┌─ Source excerpt

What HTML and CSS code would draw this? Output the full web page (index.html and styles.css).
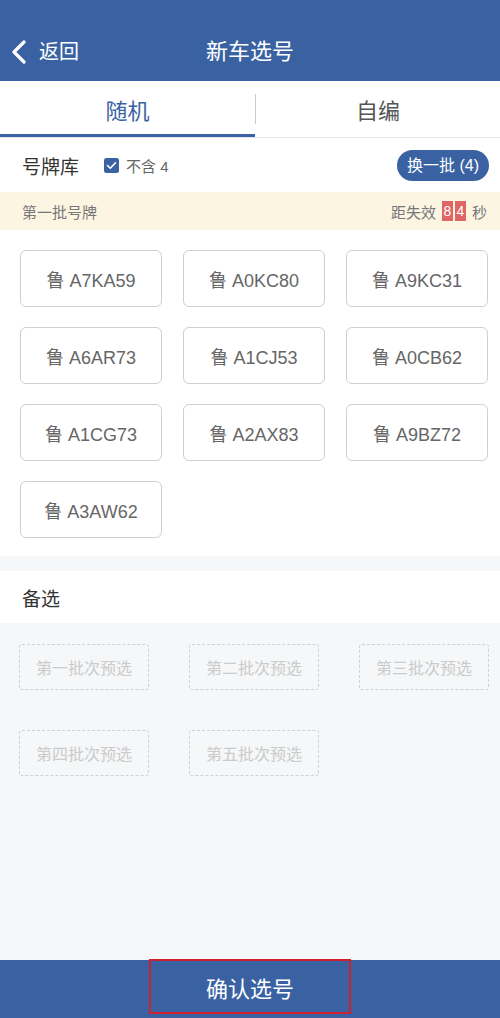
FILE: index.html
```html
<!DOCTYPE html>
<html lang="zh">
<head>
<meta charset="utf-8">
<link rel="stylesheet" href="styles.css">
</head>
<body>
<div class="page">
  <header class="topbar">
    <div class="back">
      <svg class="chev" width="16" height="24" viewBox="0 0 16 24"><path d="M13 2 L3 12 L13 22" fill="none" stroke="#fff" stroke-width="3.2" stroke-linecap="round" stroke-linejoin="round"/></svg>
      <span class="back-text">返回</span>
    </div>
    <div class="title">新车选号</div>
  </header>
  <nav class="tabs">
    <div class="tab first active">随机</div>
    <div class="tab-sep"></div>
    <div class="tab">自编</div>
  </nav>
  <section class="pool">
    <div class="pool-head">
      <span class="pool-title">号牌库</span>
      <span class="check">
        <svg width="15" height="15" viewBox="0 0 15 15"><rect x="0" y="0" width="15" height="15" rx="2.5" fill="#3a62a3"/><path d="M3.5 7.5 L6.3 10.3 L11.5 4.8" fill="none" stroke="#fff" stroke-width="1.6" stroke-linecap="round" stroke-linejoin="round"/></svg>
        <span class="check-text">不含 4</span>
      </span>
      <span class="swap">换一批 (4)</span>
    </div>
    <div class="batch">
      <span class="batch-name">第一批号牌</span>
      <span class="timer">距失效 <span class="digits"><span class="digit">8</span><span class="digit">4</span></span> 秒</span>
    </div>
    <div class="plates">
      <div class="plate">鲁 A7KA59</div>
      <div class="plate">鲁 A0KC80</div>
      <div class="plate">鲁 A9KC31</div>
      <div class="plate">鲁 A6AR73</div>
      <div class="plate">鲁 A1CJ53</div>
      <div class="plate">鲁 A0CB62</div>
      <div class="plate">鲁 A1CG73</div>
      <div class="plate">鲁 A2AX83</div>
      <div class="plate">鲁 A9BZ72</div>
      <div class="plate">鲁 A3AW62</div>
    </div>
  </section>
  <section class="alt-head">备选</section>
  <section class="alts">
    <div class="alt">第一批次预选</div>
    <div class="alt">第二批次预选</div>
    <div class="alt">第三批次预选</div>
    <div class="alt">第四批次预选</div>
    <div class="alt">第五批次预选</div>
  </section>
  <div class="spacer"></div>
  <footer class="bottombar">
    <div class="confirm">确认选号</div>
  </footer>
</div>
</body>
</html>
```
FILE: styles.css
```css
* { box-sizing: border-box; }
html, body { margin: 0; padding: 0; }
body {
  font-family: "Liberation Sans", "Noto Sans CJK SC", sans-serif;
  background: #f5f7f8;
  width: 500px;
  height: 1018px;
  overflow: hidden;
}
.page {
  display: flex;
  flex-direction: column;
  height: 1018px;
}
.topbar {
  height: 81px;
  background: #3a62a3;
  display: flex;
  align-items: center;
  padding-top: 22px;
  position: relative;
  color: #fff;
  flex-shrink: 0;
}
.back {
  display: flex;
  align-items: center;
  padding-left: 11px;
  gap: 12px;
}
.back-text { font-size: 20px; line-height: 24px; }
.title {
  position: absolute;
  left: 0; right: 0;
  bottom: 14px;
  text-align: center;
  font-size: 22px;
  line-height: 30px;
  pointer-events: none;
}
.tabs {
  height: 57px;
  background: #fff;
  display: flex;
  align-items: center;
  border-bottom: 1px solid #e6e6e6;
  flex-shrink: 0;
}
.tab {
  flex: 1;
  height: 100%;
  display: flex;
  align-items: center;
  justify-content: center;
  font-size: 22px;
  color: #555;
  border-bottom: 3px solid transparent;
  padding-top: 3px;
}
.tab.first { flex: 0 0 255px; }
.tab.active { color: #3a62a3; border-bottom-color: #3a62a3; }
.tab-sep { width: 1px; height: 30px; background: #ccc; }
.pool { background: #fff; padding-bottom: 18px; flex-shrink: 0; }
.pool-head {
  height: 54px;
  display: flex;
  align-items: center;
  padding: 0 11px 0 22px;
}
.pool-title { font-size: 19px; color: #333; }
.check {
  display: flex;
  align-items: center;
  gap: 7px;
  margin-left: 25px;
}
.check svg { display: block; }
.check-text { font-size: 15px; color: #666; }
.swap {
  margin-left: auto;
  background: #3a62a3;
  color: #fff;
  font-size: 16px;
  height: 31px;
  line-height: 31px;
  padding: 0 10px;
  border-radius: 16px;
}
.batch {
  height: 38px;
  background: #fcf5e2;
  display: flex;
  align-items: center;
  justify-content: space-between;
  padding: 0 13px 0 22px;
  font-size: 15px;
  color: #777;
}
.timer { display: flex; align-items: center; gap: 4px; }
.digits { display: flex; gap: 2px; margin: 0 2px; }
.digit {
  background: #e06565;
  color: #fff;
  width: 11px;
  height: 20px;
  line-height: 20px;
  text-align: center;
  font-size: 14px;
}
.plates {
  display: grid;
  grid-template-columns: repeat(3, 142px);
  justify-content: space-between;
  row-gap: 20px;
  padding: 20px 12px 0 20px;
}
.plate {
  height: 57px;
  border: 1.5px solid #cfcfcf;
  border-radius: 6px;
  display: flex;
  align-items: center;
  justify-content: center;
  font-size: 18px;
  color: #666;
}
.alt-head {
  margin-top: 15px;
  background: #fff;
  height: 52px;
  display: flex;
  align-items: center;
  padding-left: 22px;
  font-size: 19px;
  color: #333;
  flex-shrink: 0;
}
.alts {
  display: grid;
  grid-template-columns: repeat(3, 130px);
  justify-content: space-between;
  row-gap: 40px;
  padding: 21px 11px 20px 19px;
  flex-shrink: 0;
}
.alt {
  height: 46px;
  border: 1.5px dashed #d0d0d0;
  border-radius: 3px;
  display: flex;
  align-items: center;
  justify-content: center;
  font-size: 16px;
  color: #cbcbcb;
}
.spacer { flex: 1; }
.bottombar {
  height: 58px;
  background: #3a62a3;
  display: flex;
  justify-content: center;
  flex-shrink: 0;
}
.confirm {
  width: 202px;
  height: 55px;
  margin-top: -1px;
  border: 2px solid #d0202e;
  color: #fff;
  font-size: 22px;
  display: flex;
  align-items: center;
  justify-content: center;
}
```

└─

**Set exercise**
Gather every line from the listing above in which the word "index" appears.

**Output of the exercise**
What HTML and CSS code would draw this? Output the full web page (index.html and styles.css).
FILE: index.html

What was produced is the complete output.